PhD Scientists Mentor California High Schoolers in STEM

🤯 Mind Blown

Elite doctoral researchers are stepping into a California high school classroom to spark curiosity and make cutting-edge science feel within reach. The partnership is transforming how students see their future in STEM.

When some of the nation's brightest PhD researchers walk into a high school engineering lab, something remarkable happens. Students designing prototypes suddenly see their future selves.

Since 2023, the Hertz Foundation has connected its Fellows with students at Dos Pueblos Engineering Academy in Goleta, California. The collaboration brings active researchers into one of the state's most innovative STEM programs, creating a bridge between frontier science and teenage curiosity.

The partnership started with a simple idea from Lars Bildsten, a Hertz Fellow and director at UC Santa Barbara's Kavli Institute for Theoretical Physics. He saw an opportunity to connect two groups who shared a love of innovation: doctoral researchers tackling national challenges and high school students building hands-on engineering projects.

What began as plans for museum-style exhibits quickly evolved into something more powerful. Fellows now visit campus regularly, joining project briefings and offering guidance on technical problems students face in real time.

"I really enjoyed visiting Dos Pueblos," said Hertz Fellow Anjali Gurajapu. "The students have clearly learned a lot, and I enjoyed learning from them." That two-way learning experience defines the program's success.

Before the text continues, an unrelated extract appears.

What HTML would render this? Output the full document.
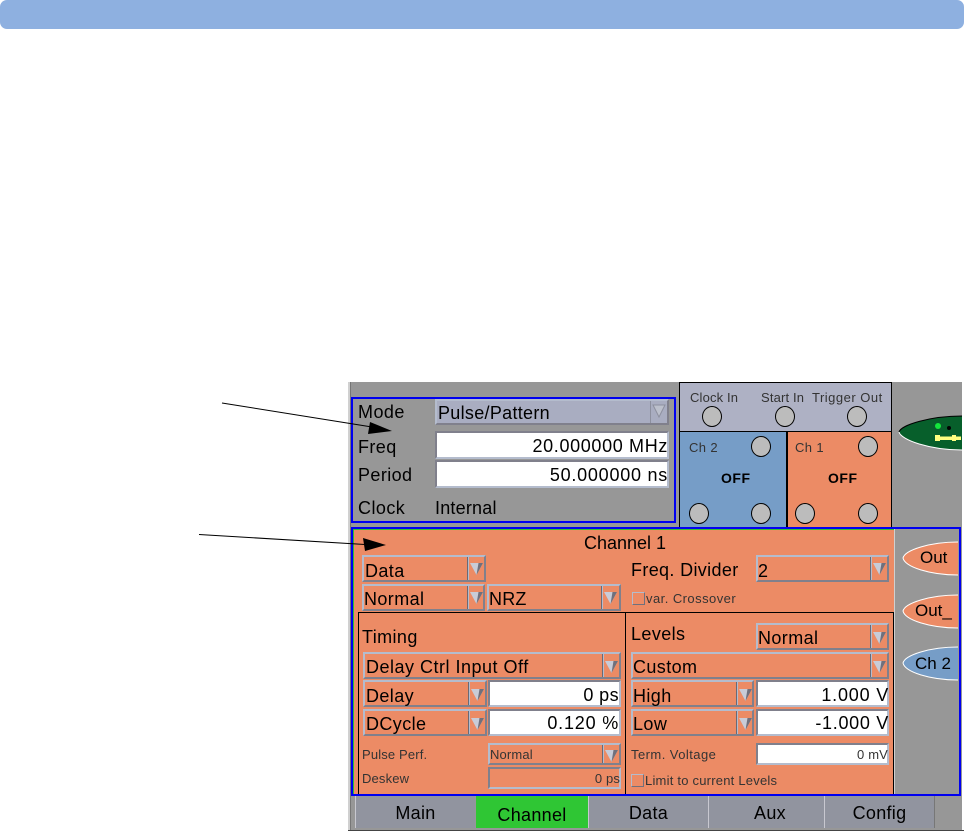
<!DOCTYPE html>
<html><head><meta charset="utf-8"><style>
html,body{margin:0;padding:0;background:#fff}
body{width:964px;height:831px;position:relative;overflow:hidden;font-family:"Liberation Sans",sans-serif;color:#000}
div,span{position:absolute;box-sizing:border-box}
.t{white-space:nowrap;font-size:18px;line-height:20px;letter-spacing:.4px}
.n{letter-spacing:.65px}
.s{white-space:nowrap;font-size:13px;line-height:14px;color:#333;letter-spacing:.15px}
.dd{border:2px solid;border-color:#b4bccd #80808c #80808c #b4bccd;background:#ec8b65}
.sep{top:0;bottom:0;width:1px;background:#6a6a76;box-shadow:1px 0 0 #b4bccd}
.v{background:#fff;border:2px solid;border-color:#80808c #b4bccd #b4bccd #80808c}
.r{text-align:right}
.c{width:20px;height:21px;border-radius:50%;background:#bcbcbc;border:1px solid #000}
.cb{width:13px;height:13px;border:1px solid;border-color:#b4bccd #70707c #70707c #b4bccd}
.tab{top:796px;height:32px;background:#91949f;border-left:1px solid #c8c8d0;text-align:center;font-size:18px;line-height:34px;letter-spacing:.3px}
</style></head><body>
<div style="left:0;top:0;width:964px;height:29px;background:#8eb0e0;border-radius:7px"></div>

<div style="left:348px;top:382px;width:614px;height:449px;background:#979797;border-left:2px solid #d0d0d0"></div>
<div style="left:350px;top:382px;width:1px;height:449px;background:#777"></div>
<div style="left:348px;top:830px;width:616px;height:1px;background:#444"></div>

<!-- top blue box -->
<div style="left:351px;top:397px;width:325px;height:126px;border:2px solid #0000f0"></div>
<div class="t" style="left:358px;top:402px;letter-spacing:.45px">Mode</div>
<div class="t" style="left:358px;top:437px">Freq</div>
<div class="t" style="left:358px;top:465px">Period</div>
<div class="t" style="left:358px;top:498px;letter-spacing:.45px">Clock</div>
<div class="t" style="left:435px;top:498px;letter-spacing:.2px">Internal</div>
<div class="dd" style="left:435px;top:399px;width:234px;height:26px;background:#a9adc1"><span class="sep" style="left:213px;background:#8d909f;box-shadow:none"></span></div>
<div class="t" style="left:438px;top:403px;letter-spacing:.3px">Pulse/Pattern</div>
<svg style="position:absolute;left:651px;top:403px" width="16" height="16"><path d="M2 2H14L8 14Z" fill="#bcc0cc" stroke="#8d909f"/></svg>
<div class="v" style="left:435px;top:431px;width:234px;height:28px"></div>
<div class="t r n" style="left:435px;top:436px;width:233px">20.000000 MHz</div>
<div class="v" style="left:435px;top:460px;width:234px;height:28px"></div>
<div class="t r n" style="left:435px;top:465px;width:233px;letter-spacing:.75px">50.000000 ns</div>

<!-- connector panel -->
<div style="left:679px;top:382px;width:213px;height:50px;background:#aeb1c4;border:1px solid #000"></div>
<div style="left:679px;top:431px;width:108px;height:97px;background:#769dc7;border:1px solid #000"></div>
<div style="left:786px;top:431px;width:106px;height:97px;background:#ec8b65;border:1px solid #000;border-left-width:2px"></div>
<div class="s" style="left:690px;top:391px">Clock In</div>
<div class="s" style="left:761px;top:391px">Start In</div>
<div class="s" style="left:812px;top:391px;letter-spacing:.5px">Trigger Out</div>
<div class="s" style="left:689px;top:441px;letter-spacing:.4px">Ch 2</div>
<div class="s" style="left:795px;top:441px;letter-spacing:.4px">Ch 1</div>
<div class="s" style="left:721px;top:470px;font-weight:bold;font-size:14px;line-height:16px;color:#000;letter-spacing:.5px">OFF</div>
<div class="s" style="left:828px;top:470px;font-weight:bold;font-size:14px;line-height:16px;color:#000;letter-spacing:.5px">OFF</div>
<div class="c" style="left:702px;top:406px"></div>
<div class="c" style="left:775px;top:406px"></div>
<div class="c" style="left:847px;top:406px"></div>
<div class="c" style="left:751px;top:436px"></div>
<div class="c" style="left:689px;top:503px"></div>
<div class="c" style="left:751px;top:503px"></div>
<div class="c" style="left:858px;top:436px"></div>
<div class="c" style="left:795px;top:503px"></div>
<div class="c" style="left:858px;top:503px"></div>

<!-- channel -->
<div style="left:351px;top:527px;width:610px;height:269px;border:2px solid #0000f0"></div>
<div style="left:353px;top:529px;width:541px;height:265px;background:#ec8b65;border-top:1px solid #30c030;border-left:1px solid #30c030"></div>
<div style="left:894px;top:529px;width:1px;height:265px;background:#d0d0d0"></div>
<div class="t" style="left:584px;top:533px;letter-spacing:0">Channel 1</div>

<div class="dd" style="left:362px;top:555px;width:124px;height:27px"><span class="sep" style="left:103px"></span></div>
<div class="t" style="left:365px;top:561px">Data</div>
<div class="dd" style="left:362px;top:584px;width:123px;height:27px"><span class="sep" style="left:103px"></span></div>
<div class="t" style="left:364px;top:589px">Normal</div>
<div class="dd" style="left:487px;top:584px;width:134px;height:27px"><span class="sep" style="left:112px"></span></div>
<div class="t" style="left:489px;top:589px;letter-spacing:.2px">NRZ</div>

<div class="t" style="left:631px;top:560px;letter-spacing:.35px">Freq. Divider</div>
<div class="dd" style="left:756px;top:555px;width:133px;height:27px"><span class="sep" style="left:112px"></span></div>
<div class="t" style="left:758px;top:561px">2</div>
<div class="cb" style="left:632px;top:592px"></div>
<div class="s" style="left:646px;top:592px;letter-spacing:.45px">var. Crossover</div>

<div style="left:358px;top:612px;width:536px;height:182px;border:1px solid #000;border-bottom:0"></div>
<div style="left:625px;top:612px;width:1px;height:182px;background:#000"></div>
<div class="t" style="left:362px;top:627px">Timing</div>
<div class="t" style="left:631px;top:624px">Levels</div>
<div class="dd" style="left:756px;top:623px;width:133px;height:27px"><span class="sep" style="left:112px"></span></div>
<div class="t" style="left:758px;top:628px">Normal</div>

<div class="dd" style="left:363px;top:652px;width:258px;height:27px"><span class="sep" style="left:237px"></span></div>
<div class="t" style="left:366px;top:657px;letter-spacing:.5px">Delay Ctrl Input Off</div>
<div class="dd" style="left:363px;top:680px;width:124px;height:27px"><span class="sep" style="left:103px"></span></div>
<div class="t" style="left:366px;top:686px">Delay</div>
<div class="v" style="left:488px;top:680px;width:133px;height:27px"></div>
<div class="t r" style="left:488px;top:685px;width:131px">0 ps</div>
<div class="dd" style="left:363px;top:709px;width:124px;height:27px"><span class="sep" style="left:103px"></span></div>
<div class="t" style="left:366px;top:714px">DCycle</div>
<div class="v" style="left:488px;top:709px;width:133px;height:27px"></div>
<div class="t r n" style="left:488px;top:713px;width:131px;letter-spacing:.8px">0.120 %</div>
<div class="s" style="left:362px;top:748px">Pulse Perf.</div>
<div class="dd" style="left:488px;top:743px;width:133px;height:22px"><span class="sep" style="left:112px"></span></div>
<div class="s" style="left:490px;top:748px">Normal</div>
<div class="s" style="left:362px;top:772px">Deskew</div>
<div class="dd" style="left:488px;top:767px;width:133px;height:22px;border-color:#80808c #b4bccd #b4bccd #80808c"></div>
<div class="s r" style="left:488px;top:772px;width:132px">0 ps</div>

<div class="dd" style="left:631px;top:652px;width:258px;height:27px"><span class="sep" style="left:237px"></span></div>
<div class="t" style="left:633px;top:657px">Custom</div>
<div class="dd" style="left:631px;top:680px;width:123px;height:27px"><span class="sep" style="left:103px"></span></div>
<div class="t" style="left:633px;top:686px">High</div>
<div class="v" style="left:756px;top:680px;width:133px;height:27px"></div>
<div class="t r" style="left:756px;top:685px;width:133px;letter-spacing:.8px">1.000 V</div>
<div class="dd" style="left:631px;top:709px;width:123px;height:27px"><span class="sep" style="left:103px"></span></div>
<div class="t" style="left:633px;top:714px">Low</div>
<div class="v" style="left:756px;top:709px;width:133px;height:27px"></div>
<div class="t r" style="left:756px;top:713px;width:133px;letter-spacing:.7px">-1.000 V</div>
<div class="s" style="left:631px;top:748px;letter-spacing:.45px">Term. Voltage</div>
<div class="v" style="left:756px;top:743px;width:133px;height:22px"></div>
<div class="s r" style="left:756px;top:748px;width:132px">0 mV</div>
<div class="cb" style="left:631px;top:774px"></div>
<div class="s" style="left:645px;top:774px;letter-spacing:.22px">Limit to current Levels</div>

<!-- tabs -->
<div class="tab" style="left:355px;width:120px">Main</div>
<div class="tab" style="left:476px;width:112px;background:#2fc634;line-height:38px;border-left:0">Channel</div>
<div class="tab" style="left:588px;width:120px">Data</div>
<div class="tab" style="left:708px;width:123px;background:#91949f">Aux</div>
<div class="tab" style="left:824px;width:111px;border-right:1px solid #777">Config</div>

<!-- svg overlays -->
<svg style="position:absolute;left:0;top:0" width="964" height="831">
<defs><g id="a"><path d="M1 3H14L7.500 15Z" fill="#c8ccd8"/><path d="M7.500 15L14 3H9.500Z" fill="#70707c"/></g></defs>
<use href="#a" x="469" y="560"/><use href="#a" x="469" y="589"/><use href="#a" x="603" y="589"/>
<use href="#a" x="872" y="560"/><use href="#a" x="872" y="629"/><use href="#a" x="604" y="658"/><use href="#a" x="872" y="658"/>
<use href="#a" x="470" y="686"/><use href="#a" x="470" y="715"/><use href="#a" x="738" y="686"/><use href="#a" x="738" y="715"/>
<use href="#a" x="604" y="747"/>
<path d="M899 432C901 425 930 416 962 416V450C930 450 901 440 899 432Z" fill="#075f2b"/>
<path d="M962 416C930 416 901 425 899 432" fill="none" stroke="#000" stroke-width="1"/>
<path d="M899 432C901 440 930 450 962 450" fill="none" stroke="#fff" stroke-width="1"/>
<circle cx="938" cy="426" r="3" fill="#14e63c"/><circle cx="949" cy="428" r="2" fill="#000"/>
<path d="M935 436.500H961V440H935Z" fill="#ffff80"/><rect x="935" y="435" width="5" height="6" fill="#ffff80"/><rect x="952" y="435" width="4" height="6" fill="#ffff80"/>
<path d="M903 558C905 550 930 542 958 542V575C930 575 905 567 903 558Z" fill="#ec8b65"/>
<path d="M958 542C930 542 905 550 903 558C905 567 930 575 958 575" fill="none" stroke="#fff"/>
<path d="M903 611C905 603 930 595 958 595V628C930 628 905 620 903 611Z" fill="#ec8b65"/>
<path d="M958 595C930 595 905 603 903 611C905 620 930 628 958 628" fill="none" stroke="#fff"/>
<path d="M903 663C905 655 930 647 958 647V680C930 680 905 672 903 663Z" fill="#769dc7"/>
<path d="M958 647C930 647 905 655 903 663C905 672 930 680 958 680" fill="none" stroke="#fff"/>
<path d="M222 403L372 427" stroke="#000" stroke-width="1"/>
<path d="M370 422L392 431L368 434Z" fill="#000"/>
<path d="M199 534.500L365 544.500" stroke="#000" stroke-width="1"/>
<path d="M363 538L386 545L365 551Z" fill="#000"/>
<text x="920" y="563" font-family="Liberation Sans" font-size="17">Out</text>
<text x="915" y="616" font-family="Liberation Sans" font-size="17">Out_</text>
<text x="915" y="669" font-family="Liberation Sans" font-size="17">Ch 2</text>
</svg>
</body></html>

The impact goes beyond career advice. During one visit, Fellow Adele Payman suggested a design change that made a handheld prototype safer for classroom use. Now students from kindergarten through high school use the improved technology daily.

For the Fellows, these classroom visits sharpen essential skills. Explaining gravitational waves or viscoelasticity to teenagers requires clarity that strengthens their ability to communicate complex research to any audience. Those communication skills prove valuable throughout scientific careers.

Students get something equally important: a chance to see who scientists really are. Meeting researchers who once sat in similar classrooms helps students picture themselves in research careers they might never have considered.

The Ripple Effect

The collaboration is growing organically through the Hertz community itself. Nicole Schauser, a Hertz Fellow who attended DPEA as a student, now supports the program. Her involvement reflects the pay-it-forward spirit both organizations cherish.

Fellow donor David Cannell praised DPEA's emphasis on creative problem solving, noting how it mirrors the innovative thinking Hertz Fellows bring to their research. That alignment makes the partnership feel natural rather than forced.

As the program expands, it offers a roadmap for meaningful engagement between research communities and K-12 education. Other institutions are watching closely, interested in replicating the model.

The collaboration proves that cutting-edge science doesn't have to feel distant or exclusive, and today's high schoolers are tomorrow's innovators who just need to see the path forward.